Sí, me impresionó cómo lo expresa allí. Y luego me reí bastante con la críptica y abochornada secuencia de sus correos sobre aquel sueño clave con Ginebra (que con la verdadera Ginebra nada tenía que ver: queda claro que anticipa, por muy pocos días incluso, la fulminante aparición de Chl en su vida). Leído a la distancia de doce años, me hizo reir, realmente, porque en todas esas sostenidas obsesiones, la maravilla frente a las casualidades y sincronismos,la fascinación ante enigmas que jamás habrán de resolverse, y esa disposición a leer las señales de una especie de libro invisible que es uno mismo, se pinta a Levrero de cuerpo entero. Y poder charlar cara a cara sobre sus sueños eróticos o mis afanes de muerte -café mediante en su cocina y con la plena, absoluta convicción de que éramos realmente hermanos (de otra clase de familias, pero siempre hermanos, hermanitos)-, concentrados en una investigación de algo que no tendría, supuestamente, sentido para nadie más que nosotros, es una experiencia que le queda muy grande a las palabras.

Pero no fueron mis involuntarias y comprometedoras actuaciones en el cine porno de lo simbólico ajeno lo que me horrorizó de esta lectura, sino que más adelante me describiera como “una mujer muy dada a las brujerías y a las percepciones místicas”. ¡Esto sí que no lo recordaba! Enseguida me vino a la cabeza -como esos padres que, sonrojados, son atrapados in fraganti por sus hijos en situaciones a primera vista contrarias a su condición de tales (léase “borrachos”, “desnudos”, etc)- qué pensarían mis alumnos ante semejante definición de su guía y coordinadora. ¿Habrá quienes se hayan sentido, entonces, más seguros frente a mis extravagantes propuestas de motivación literaria, como los argonautas apoyados por los trucos de Medea? ¿O quizás habrá quienes saldrán corriendo en cuanto tal definición llegue a su conciencia? ¡Esto sí que hizo que se me pusieran los cachetes de todos colores! La desnudez y “actitud proactiva” de Ginebra en el famoso sueño no es nada comparada con esta espeluznante exposición a partir de la cual el mundo sabe ahora de mis brujerías y percepciones místicas. No entiendo cómo fue que autoricé este pasaje.

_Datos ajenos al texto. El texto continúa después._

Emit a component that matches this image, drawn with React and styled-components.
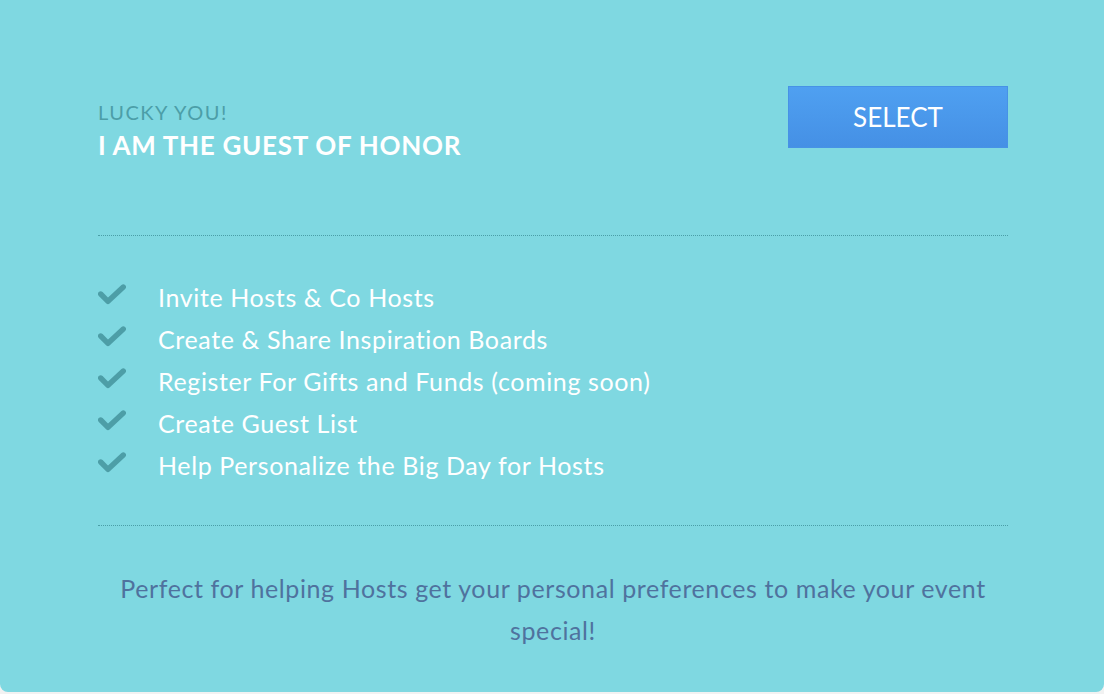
import React from "react";
import styled, { createGlobalStyle } from "styled-components";

const Global = createGlobalStyle`
  html, body { margin: 0; padding: 0; background: #f2f2f2; }
  body { font-family: "Lato", "Open Sans", sans-serif; }
`;

const Card = styled.div`
  width: 1104px;
  height: 692px;
  box-sizing: border-box;
  background: #7fd8e1;
  border-radius: 0 0 8px 8px;
  padding: 86px 96px 0 98px;
`;

const Header = styled.div`
  display: flex;
  justify-content: space-between;
  align-items: flex-start;
  height: 149px;
  border-bottom: 1px dotted #4a9ea7;
`;

const Titles = styled.div`
  display: flex;
  flex-direction: column;
  padding-top: 14px;
`;

const Eyebrow = styled.div`
  font-size: 20px;
  line-height: 24px;
  color: #4c9ea8;
  letter-spacing: 1.5px;
`;

const Title = styled.div`
  font-size: 26px;
  line-height: 34px;
  margin-top: 4px;
  font-weight: 700;
  color: #ffffff;
  letter-spacing: 0.7px;
`;

const SelectButton = styled.button`
  width: 220px;
  height: 62px;
  border: 1px solid #4792e6;
  background: linear-gradient(#4fa0f1, #4590e5);
  color: #ffffff;
  font-family: inherit;
  font-size: 26px;
  letter-spacing: 0;
  cursor: pointer;
  padding: 0;
`;

const List = styled.ul`
  list-style: none;
  margin: 0;
  padding: 40px 0 39px;
  border-bottom: 1px dotted #4a9ea7;
`;

const Item = styled.li`
  display: flex;
  align-items: center;
  height: 42px;
  font-size: 25px;
  color: #ffffff;
  letter-spacing: 0.62px;
`;

const Check = styled.svg`
  width: 28px;
  height: 22px;
  margin-right: 32px;
  margin-top: -4px;
  flex: none;
`;

const Footer = styled.p`
  margin: 0;
  padding: 41px 20px 0;
  text-align: center;
  font-size: 25px;
  line-height: 42px;
  color: #4f729e;
  letter-spacing: 0.6px;
`;

const items = [
  "Invite Hosts & Co Hosts",
  "Create & Share Inspiration Boards",
  "Register For Gifts and Funds (coming soon)",
  "Create Guest List",
  "Help Personalize the Big Day for Hosts",
];

const CheckIcon = () => (
  <Check viewBox="0 0 28 22">
    <polyline
      points="2.7,10 10,17.3 25.3,3"
      fill="none"
      stroke="#4d9ea7"
      strokeWidth="5.4"
      strokeLinecap="round"
      strokeLinejoin="round"
    />
  </Check>
);

export default function App() {
  return (
    <>
      <Global />
      <Card>
        <Header>
          <Titles>
            <Eyebrow>LUCKY YOU!</Eyebrow>
            <Title>I AM THE GUEST OF HONOR</Title>
          </Titles>
          <SelectButton>SELECT</SelectButton>
        </Header>
        <List>
          {items.map((t) => (
            <Item key={t}>
              <CheckIcon />
              {t}
            </Item>
          ))}
        </List>
        <Footer>
          Perfect for helping Hosts get your personal preferences to make your event special!
        </Footer>
      </Card>
    </>
  );
}
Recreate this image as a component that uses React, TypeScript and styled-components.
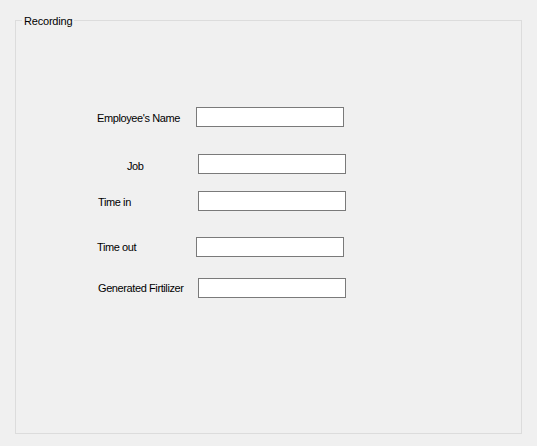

Y bueno. Lo escrito, escrito está, así que prefiero hacerle frente y divulgarlo. Ahora, en mi inmadura madurez, pienso que ser transparente es la mejor estrategia para no ser descubierto cuando se juega a las escondidas. Ganar de mano es importante. Aunque la mía sea siempre una transparencia que lleva hacia pistas y rastros: rara vez frontal, aunque parezca.

No hay duda de que lo extraño. Más aún, en los momentos en que me siento perdida. Y me da rabia que no se me aparezca como un fantasma, que no haga sonar la campana de noche, que no participe más en mis sueños, que no detenga los relojes inexplicablemente. Me da rabia que nos haya abandonado, egoísta, embelesado como estará ahora con la bienaventuranza eterna. Y que, por piedad de mí, no se haya convertido en un espíritu chocarrero.

No lo puedo creer: estoy escribiendo esto en el café de una librería, y cuando levanto la vista, frente a mí, a unos tres metros, veo un enorme cartón impreso. Sólo dice: “Miguel Ángel: obra completa”. Y está ilustrado con una enorme mano. La mano que toca el dedo de Dios, como -salvando las distancias- en el sueño de Ginebra.